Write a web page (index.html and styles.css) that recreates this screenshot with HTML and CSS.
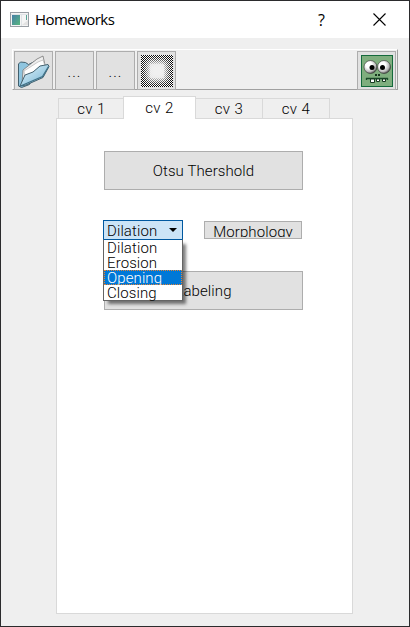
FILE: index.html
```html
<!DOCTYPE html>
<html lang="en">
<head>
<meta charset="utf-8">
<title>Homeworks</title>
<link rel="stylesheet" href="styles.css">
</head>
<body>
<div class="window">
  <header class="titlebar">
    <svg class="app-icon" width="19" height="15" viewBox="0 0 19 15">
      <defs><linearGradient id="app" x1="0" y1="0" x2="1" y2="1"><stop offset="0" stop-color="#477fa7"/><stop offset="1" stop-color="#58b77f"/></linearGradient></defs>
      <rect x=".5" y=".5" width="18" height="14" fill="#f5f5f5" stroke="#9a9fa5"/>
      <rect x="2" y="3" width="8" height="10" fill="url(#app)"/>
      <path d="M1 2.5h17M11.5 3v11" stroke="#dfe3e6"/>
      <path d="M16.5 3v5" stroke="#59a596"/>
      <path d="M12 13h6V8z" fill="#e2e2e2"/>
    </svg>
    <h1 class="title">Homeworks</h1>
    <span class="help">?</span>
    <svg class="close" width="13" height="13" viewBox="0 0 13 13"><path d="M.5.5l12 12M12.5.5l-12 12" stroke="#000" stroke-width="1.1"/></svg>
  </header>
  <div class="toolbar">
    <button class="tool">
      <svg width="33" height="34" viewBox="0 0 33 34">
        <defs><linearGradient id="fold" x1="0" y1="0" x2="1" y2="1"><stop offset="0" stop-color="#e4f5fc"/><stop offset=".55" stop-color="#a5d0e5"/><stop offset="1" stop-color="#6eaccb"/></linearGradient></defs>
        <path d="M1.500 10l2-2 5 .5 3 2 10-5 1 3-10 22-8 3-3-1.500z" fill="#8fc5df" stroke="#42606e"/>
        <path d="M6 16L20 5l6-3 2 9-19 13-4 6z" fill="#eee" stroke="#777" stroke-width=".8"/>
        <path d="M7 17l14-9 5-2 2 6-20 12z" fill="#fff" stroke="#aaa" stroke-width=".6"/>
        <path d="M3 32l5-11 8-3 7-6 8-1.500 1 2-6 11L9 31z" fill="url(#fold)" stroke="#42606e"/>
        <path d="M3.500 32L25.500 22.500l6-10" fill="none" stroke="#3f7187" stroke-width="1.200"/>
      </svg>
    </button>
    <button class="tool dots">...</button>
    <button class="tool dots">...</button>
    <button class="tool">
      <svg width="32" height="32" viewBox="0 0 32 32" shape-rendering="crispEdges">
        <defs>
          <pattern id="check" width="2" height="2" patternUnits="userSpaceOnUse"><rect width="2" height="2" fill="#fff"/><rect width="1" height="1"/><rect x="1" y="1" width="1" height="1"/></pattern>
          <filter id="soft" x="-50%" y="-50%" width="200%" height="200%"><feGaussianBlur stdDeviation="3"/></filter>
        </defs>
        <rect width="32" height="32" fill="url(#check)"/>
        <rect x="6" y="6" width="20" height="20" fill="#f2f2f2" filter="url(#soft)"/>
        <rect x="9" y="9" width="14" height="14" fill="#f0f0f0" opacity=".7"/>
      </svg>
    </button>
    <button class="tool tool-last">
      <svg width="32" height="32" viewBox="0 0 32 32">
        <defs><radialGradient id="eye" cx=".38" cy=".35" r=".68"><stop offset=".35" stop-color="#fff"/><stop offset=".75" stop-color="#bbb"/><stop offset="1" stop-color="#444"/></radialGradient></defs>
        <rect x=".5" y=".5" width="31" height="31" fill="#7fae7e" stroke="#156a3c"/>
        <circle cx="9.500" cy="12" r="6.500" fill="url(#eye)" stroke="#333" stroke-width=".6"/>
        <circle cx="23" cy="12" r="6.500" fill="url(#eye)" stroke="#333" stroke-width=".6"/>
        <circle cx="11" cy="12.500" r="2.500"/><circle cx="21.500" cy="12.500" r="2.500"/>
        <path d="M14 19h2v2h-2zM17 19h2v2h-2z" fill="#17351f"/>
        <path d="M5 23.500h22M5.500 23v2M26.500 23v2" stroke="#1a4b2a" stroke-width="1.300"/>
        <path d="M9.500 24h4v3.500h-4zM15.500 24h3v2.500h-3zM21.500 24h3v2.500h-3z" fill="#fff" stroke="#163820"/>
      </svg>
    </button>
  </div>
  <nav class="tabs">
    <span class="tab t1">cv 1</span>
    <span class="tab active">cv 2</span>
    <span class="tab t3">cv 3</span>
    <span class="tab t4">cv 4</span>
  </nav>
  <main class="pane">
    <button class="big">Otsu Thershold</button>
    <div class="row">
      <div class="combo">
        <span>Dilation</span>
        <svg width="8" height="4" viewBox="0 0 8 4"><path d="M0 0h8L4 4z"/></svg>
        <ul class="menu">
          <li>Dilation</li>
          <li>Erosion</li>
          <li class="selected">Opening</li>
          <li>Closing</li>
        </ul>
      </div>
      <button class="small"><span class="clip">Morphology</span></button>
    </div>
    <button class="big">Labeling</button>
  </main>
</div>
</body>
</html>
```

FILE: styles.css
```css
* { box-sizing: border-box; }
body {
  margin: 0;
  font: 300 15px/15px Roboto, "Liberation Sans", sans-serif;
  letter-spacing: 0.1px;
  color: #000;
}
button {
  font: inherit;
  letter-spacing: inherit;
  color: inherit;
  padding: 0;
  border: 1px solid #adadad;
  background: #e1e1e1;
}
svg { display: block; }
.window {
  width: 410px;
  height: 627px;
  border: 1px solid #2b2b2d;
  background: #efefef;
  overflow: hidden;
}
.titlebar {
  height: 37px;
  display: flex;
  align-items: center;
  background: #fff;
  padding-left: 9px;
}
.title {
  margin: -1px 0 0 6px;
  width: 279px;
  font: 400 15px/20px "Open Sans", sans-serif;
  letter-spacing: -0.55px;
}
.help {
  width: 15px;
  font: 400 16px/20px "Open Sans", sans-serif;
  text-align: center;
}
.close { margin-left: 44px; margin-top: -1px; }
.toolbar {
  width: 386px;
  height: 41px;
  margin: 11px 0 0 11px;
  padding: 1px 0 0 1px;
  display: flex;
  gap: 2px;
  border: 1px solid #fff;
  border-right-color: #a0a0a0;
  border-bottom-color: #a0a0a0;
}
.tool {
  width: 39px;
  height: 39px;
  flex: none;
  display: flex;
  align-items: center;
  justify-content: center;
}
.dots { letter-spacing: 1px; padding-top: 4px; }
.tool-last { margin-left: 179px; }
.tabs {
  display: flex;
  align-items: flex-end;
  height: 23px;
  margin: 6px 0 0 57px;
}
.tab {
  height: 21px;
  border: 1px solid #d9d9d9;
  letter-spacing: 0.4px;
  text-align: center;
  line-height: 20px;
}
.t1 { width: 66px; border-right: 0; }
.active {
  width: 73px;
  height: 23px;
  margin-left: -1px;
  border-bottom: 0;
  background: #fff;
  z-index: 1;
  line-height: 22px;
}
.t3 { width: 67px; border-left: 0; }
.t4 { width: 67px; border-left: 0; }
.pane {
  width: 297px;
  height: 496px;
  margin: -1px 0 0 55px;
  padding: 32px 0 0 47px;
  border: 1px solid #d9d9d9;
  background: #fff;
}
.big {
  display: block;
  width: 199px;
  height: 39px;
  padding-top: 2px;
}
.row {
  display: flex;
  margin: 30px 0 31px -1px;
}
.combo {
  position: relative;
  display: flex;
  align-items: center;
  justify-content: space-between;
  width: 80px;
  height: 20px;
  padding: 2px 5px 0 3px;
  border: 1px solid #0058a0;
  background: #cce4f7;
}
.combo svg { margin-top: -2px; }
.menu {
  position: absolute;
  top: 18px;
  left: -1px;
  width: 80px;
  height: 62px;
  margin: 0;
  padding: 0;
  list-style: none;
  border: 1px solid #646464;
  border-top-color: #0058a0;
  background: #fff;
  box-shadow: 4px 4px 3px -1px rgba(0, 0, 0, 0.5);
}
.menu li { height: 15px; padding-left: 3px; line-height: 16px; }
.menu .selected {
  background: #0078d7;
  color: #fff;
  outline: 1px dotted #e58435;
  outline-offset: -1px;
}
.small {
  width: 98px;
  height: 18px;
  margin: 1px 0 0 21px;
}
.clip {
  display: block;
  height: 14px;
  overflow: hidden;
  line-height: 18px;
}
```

━━━━━━━━━━━━━━━━━━━━

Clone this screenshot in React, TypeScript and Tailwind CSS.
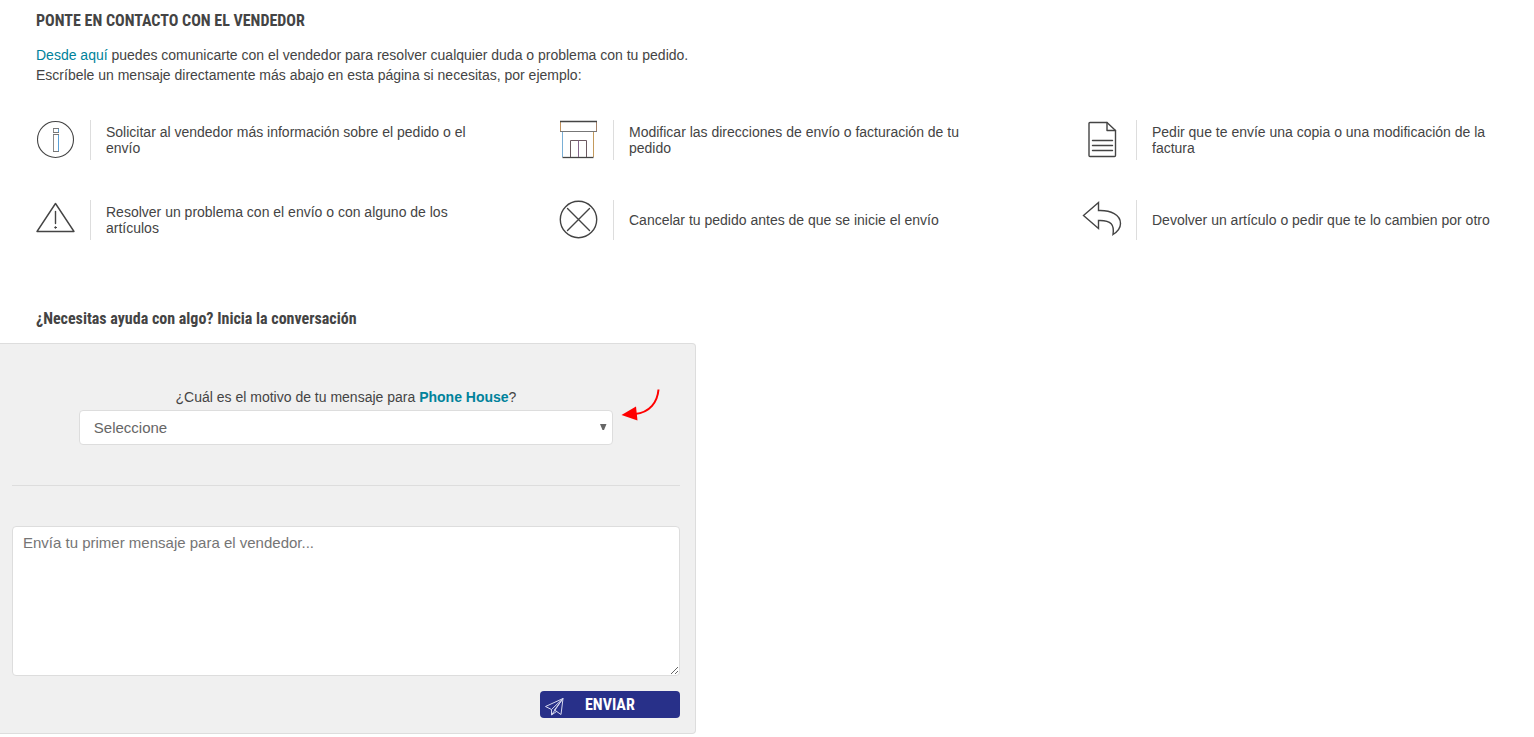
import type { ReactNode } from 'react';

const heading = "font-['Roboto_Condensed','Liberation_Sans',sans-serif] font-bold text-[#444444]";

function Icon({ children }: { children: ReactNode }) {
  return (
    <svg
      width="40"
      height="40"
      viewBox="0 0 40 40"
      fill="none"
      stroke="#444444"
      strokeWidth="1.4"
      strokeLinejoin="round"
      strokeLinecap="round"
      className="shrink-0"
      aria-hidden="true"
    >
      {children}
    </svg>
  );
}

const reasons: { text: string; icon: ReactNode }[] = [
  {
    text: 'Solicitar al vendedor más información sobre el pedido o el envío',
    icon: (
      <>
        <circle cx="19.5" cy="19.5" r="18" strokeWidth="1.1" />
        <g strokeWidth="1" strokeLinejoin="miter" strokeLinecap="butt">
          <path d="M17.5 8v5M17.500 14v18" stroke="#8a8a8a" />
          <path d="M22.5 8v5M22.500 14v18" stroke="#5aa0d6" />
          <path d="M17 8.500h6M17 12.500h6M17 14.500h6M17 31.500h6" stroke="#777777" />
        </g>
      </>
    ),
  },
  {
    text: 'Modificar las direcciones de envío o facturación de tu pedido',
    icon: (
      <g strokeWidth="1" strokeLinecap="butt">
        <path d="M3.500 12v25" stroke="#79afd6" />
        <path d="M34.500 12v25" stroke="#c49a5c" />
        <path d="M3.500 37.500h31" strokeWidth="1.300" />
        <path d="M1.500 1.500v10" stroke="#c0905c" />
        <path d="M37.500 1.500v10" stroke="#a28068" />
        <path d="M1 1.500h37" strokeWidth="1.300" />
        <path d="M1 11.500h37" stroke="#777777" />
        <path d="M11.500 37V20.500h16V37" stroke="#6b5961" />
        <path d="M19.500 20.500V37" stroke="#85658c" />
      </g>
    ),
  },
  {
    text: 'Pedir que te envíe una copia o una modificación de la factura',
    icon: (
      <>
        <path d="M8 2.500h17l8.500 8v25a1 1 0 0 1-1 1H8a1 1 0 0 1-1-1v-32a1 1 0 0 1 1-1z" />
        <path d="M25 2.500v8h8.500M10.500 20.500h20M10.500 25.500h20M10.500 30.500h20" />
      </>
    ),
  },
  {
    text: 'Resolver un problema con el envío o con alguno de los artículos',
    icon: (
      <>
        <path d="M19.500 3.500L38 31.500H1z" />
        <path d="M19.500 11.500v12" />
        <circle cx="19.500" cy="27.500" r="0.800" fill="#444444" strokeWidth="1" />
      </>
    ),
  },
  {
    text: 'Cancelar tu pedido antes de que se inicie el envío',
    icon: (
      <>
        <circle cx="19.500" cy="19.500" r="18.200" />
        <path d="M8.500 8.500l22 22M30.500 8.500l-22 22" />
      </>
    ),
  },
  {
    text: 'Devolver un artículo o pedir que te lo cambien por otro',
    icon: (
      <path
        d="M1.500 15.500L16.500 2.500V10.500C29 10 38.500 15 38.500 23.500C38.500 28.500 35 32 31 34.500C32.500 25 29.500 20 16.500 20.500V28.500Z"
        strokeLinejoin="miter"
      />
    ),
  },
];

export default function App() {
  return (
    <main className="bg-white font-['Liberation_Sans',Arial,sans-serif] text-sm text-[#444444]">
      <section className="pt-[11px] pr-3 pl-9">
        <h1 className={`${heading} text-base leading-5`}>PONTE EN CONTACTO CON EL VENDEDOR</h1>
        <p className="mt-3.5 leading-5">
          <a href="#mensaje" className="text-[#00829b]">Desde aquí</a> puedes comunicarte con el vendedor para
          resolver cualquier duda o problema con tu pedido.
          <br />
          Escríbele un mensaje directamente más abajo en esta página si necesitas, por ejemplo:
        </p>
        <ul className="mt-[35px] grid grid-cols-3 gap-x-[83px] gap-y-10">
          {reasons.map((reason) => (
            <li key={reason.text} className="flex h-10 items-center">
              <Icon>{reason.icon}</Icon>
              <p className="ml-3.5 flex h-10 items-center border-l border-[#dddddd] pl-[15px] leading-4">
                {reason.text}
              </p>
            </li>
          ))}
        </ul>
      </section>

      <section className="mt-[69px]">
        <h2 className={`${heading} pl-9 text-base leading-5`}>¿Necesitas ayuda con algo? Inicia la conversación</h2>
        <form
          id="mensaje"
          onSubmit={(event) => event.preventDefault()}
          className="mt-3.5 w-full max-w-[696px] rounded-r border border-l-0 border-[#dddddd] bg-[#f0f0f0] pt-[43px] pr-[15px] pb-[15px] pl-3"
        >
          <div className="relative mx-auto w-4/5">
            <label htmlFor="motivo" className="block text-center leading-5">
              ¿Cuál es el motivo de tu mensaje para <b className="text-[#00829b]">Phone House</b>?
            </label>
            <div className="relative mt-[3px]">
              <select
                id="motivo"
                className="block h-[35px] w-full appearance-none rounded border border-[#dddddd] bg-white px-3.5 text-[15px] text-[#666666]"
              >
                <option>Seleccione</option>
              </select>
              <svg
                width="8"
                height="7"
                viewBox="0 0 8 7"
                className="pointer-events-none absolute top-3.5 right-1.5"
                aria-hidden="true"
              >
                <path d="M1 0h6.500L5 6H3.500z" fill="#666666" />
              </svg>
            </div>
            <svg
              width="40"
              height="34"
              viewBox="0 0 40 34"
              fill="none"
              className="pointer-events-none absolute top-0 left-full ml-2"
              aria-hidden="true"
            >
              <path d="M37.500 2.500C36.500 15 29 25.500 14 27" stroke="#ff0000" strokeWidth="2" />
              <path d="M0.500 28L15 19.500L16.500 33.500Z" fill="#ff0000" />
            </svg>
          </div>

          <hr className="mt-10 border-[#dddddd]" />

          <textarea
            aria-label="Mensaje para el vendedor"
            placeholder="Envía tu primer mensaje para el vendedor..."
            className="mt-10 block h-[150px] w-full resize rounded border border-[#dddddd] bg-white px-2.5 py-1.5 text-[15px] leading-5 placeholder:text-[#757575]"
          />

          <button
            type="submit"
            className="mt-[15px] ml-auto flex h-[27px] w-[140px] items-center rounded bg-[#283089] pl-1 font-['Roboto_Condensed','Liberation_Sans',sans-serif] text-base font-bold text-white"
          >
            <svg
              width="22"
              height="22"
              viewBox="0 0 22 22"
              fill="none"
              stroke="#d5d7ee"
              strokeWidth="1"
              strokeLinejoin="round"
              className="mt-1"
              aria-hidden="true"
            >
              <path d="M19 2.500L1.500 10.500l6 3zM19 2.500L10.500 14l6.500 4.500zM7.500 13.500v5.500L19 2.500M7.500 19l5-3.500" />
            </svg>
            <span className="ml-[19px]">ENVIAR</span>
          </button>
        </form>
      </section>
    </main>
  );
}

━━━━━━━━━━━━━━━━━━━━

▶ _Goal of the exercise_
Across the material above, how many lines include the string "index"? Only the number is wanted.

▶ _Complete output_
3